Topic: Canadian Army
The Canadian Army in the Second World War
Maple Leaf Against the Axis; Canada's Second World War, David J. Bercuson, 1995
A Canadian infantry division was a large and complex body of men. Commanded by a major-general, its basic war establishment was some 18,376 men. The largest single group of those men were the 8418 infantrymen organized in nine infantry battalions (the eventual infantry battalion establishment was thirty eight officers and 812 men). Each battalion had a support company, and four rifle companies. Each rifle company was made up of a company headquarters and three platoons of one officer (a lieutenant) and thirty-six men. The support company would eventually comprise a carrier platoon, a mortar platoon, a pioneer platoon, and an anti-tank platoon. Three battalions would be joined in an infantry brigade, commanded by a brigadier; an infantry division had three infantry brigades.

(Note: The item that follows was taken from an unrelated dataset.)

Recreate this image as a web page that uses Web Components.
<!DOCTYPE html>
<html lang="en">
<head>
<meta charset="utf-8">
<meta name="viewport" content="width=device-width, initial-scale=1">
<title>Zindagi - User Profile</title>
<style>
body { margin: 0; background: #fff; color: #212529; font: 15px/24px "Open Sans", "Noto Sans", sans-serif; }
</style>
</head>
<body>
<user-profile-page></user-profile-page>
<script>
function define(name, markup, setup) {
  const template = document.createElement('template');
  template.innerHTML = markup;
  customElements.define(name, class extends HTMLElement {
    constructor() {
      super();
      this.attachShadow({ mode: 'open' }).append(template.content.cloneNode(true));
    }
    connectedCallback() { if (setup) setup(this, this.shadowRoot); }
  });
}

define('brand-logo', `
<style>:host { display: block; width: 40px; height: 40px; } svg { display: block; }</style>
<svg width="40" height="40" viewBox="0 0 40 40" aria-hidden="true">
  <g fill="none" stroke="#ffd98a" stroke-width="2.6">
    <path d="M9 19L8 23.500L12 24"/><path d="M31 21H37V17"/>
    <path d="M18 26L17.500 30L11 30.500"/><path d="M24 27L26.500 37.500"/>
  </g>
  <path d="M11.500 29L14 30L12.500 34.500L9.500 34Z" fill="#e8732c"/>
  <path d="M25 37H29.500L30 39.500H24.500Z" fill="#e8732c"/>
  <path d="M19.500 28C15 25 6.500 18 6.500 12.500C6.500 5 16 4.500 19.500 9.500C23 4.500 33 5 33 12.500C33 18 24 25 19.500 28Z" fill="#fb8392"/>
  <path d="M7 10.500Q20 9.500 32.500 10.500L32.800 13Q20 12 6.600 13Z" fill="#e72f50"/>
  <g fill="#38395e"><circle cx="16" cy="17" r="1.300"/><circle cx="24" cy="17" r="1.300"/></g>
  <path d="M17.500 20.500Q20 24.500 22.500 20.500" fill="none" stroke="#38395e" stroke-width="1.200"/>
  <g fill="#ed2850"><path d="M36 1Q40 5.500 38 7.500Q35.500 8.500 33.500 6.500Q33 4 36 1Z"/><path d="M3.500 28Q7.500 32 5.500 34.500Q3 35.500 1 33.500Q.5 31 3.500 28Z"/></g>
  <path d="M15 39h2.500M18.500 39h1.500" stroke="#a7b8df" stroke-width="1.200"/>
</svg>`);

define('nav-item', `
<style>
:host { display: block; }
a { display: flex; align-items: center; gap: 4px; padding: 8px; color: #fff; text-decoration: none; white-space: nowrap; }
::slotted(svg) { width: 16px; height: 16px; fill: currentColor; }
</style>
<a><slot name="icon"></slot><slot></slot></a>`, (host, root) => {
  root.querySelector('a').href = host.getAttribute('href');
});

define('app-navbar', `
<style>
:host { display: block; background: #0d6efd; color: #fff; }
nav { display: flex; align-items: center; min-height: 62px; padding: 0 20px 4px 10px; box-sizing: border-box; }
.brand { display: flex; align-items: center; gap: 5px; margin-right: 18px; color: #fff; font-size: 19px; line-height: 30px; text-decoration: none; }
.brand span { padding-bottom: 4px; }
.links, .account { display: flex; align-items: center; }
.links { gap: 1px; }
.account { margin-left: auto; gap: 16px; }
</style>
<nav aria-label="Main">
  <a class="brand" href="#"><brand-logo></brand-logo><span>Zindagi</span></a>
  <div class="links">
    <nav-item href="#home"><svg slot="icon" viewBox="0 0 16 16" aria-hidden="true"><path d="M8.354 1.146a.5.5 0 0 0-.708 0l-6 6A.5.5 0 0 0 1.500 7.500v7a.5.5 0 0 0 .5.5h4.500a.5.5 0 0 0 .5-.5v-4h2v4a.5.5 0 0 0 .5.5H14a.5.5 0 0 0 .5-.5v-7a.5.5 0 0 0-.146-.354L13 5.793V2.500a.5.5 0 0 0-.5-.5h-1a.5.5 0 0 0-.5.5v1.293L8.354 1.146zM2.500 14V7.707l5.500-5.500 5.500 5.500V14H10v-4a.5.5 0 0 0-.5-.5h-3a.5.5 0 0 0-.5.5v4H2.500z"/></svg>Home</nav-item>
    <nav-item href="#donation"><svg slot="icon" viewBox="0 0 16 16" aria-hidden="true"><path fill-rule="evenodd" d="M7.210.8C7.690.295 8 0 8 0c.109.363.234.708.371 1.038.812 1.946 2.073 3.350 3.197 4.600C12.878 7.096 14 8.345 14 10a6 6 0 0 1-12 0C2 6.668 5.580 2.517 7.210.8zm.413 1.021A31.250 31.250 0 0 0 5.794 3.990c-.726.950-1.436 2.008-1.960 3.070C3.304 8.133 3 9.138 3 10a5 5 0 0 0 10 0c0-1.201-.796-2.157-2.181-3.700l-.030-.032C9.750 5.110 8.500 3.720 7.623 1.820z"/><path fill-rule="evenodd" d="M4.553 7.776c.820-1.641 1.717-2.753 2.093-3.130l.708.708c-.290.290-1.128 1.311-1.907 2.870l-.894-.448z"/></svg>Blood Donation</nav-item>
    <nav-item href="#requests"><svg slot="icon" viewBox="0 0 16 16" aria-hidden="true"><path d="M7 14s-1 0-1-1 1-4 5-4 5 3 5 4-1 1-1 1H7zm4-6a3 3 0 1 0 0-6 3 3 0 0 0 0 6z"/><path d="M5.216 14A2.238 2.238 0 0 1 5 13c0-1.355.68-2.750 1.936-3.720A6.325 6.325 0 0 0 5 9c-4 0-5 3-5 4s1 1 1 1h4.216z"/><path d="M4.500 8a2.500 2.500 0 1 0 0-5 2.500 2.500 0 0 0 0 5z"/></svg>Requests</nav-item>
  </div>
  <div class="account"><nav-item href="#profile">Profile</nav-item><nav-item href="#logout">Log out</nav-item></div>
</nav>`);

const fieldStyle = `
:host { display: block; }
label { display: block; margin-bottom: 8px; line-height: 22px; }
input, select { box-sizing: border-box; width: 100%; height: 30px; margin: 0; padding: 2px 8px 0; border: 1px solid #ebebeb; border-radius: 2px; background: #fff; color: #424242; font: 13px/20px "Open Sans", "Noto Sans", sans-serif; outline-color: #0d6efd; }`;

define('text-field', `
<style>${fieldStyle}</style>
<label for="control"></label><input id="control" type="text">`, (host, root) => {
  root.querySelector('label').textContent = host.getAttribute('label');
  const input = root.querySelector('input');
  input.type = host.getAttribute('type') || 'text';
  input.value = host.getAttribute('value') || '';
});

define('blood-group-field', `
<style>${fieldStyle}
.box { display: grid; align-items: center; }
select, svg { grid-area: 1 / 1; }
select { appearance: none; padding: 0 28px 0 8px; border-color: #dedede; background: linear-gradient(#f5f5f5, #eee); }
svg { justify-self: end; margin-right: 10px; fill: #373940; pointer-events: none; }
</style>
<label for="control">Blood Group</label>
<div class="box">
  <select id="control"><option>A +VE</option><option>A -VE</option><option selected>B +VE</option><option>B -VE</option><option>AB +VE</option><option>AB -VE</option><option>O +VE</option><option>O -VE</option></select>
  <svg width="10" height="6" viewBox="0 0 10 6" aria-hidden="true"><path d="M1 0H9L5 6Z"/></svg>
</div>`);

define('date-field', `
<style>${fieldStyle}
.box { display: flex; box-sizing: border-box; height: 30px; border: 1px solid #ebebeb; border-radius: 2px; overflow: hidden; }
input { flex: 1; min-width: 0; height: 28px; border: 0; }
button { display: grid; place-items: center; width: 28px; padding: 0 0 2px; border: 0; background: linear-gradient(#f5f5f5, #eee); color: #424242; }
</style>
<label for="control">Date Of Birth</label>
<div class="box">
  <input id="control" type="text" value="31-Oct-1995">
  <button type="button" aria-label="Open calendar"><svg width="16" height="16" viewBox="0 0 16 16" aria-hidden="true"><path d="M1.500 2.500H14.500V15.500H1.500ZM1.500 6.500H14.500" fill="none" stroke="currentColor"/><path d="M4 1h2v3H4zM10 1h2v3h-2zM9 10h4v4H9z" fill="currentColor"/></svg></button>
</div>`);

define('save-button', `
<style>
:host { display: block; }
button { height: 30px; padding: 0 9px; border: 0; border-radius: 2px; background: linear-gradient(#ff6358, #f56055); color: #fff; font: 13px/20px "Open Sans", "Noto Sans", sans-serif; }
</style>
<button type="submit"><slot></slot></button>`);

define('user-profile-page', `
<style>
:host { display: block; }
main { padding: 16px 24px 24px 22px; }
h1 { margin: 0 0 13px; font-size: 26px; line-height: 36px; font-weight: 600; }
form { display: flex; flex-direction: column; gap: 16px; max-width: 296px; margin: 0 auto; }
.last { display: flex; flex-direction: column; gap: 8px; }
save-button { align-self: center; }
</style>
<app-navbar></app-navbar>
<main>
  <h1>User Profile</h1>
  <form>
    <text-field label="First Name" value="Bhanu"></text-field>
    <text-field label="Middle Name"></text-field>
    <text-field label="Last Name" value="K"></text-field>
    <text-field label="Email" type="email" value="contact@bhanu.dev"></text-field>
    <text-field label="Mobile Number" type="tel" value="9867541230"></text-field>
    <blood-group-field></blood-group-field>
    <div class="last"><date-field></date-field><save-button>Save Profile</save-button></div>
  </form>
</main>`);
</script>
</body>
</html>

The bulk of the men in a Canadian division were not infantry; they were a combination of field artillery (2122 men), Royal Canadian Army Service Corps (1296), engineers (959), medical personnel (945), Royal Canadian Electrical and Mechanical Engineers (784), signal corps (743), anti-tank artillery (721), and others. A study done after the war by Major-General E.L.M. Burns (who was a corps commander in Italy) concluded that Canadians allocated more men to medical and other ancillary services than they needed to…certainly more than the British did…and that Canadian divisions had far fewer combat troops as a proportion of their total strength than did American infantry divisions (which contained 14,037 men). Yet Max Hastings, who has written extensively on the Second World War, pointed out in his book on the Normandy campaign that only 65.56 percent of an American division consisted of fighting soldiers, against 89.4 percent in a German panzergrenadier (mechanized) division.
In general, therefore, Canadian divisions were far weaker in overall fighting strength than those of their allies and their enemies. That imbalance would later prove a source of great difficulty in combat and would hamper the Canadian Army in its efforts to keep its front-line units up to proper fighting strength. Put bluntly, the Canadian Army contained too many cooks and bottle-washers and too few riflemen, and the blame for this must be laid totally at the door of National Defence Headquarters (NDHQ) in Ottawa, which set the establishment for Canadian divisions.
Lack of equipment, lack of space for training, and a poorly designed divisional structure were not the only difficulties hampering the Canadian Army; leadership was a major problem, especially in the early stages of the war when most of the officers in charge of army units were incapable of leading men into battle. Since most of the army units being prepared for war in the fall of 1940 were militia units, most of the officers were militia officers. Few of them lasted even until their units entered battle; many of those who did succeed them in command proved inadequate. Many were veterans of the First World War and too old or too set in their ways to fight a new kind of war. For one thing, they did not have the physical stamina that younger men possessed.
When British General Bernard L. Montgomery reviewed Canadian units and their commanders in the spring of 1942, he concluded that almost one-quarter of the battalion commanders were totally unsuited to the job of training their men or leading them in combat. As a result, there was a wholesale housecleaning of officers right up to the divisional level. But in an army as wedded to the regimental system as the Canadian Army was, some of the retired battalion commanders were replaced by men who were little better. Still, there were some militia officers who were excellent and, by the time the war moved into its final year, they had come to the fore from the battalion level right up to divisional commands. Two of Canada's best field generals…Bert Hoffmeister, who eventually commanded the 5th Canadian Armoured Division, and A.B. Matthews of the 2nd Canadian Infantry Division…were both militiamen.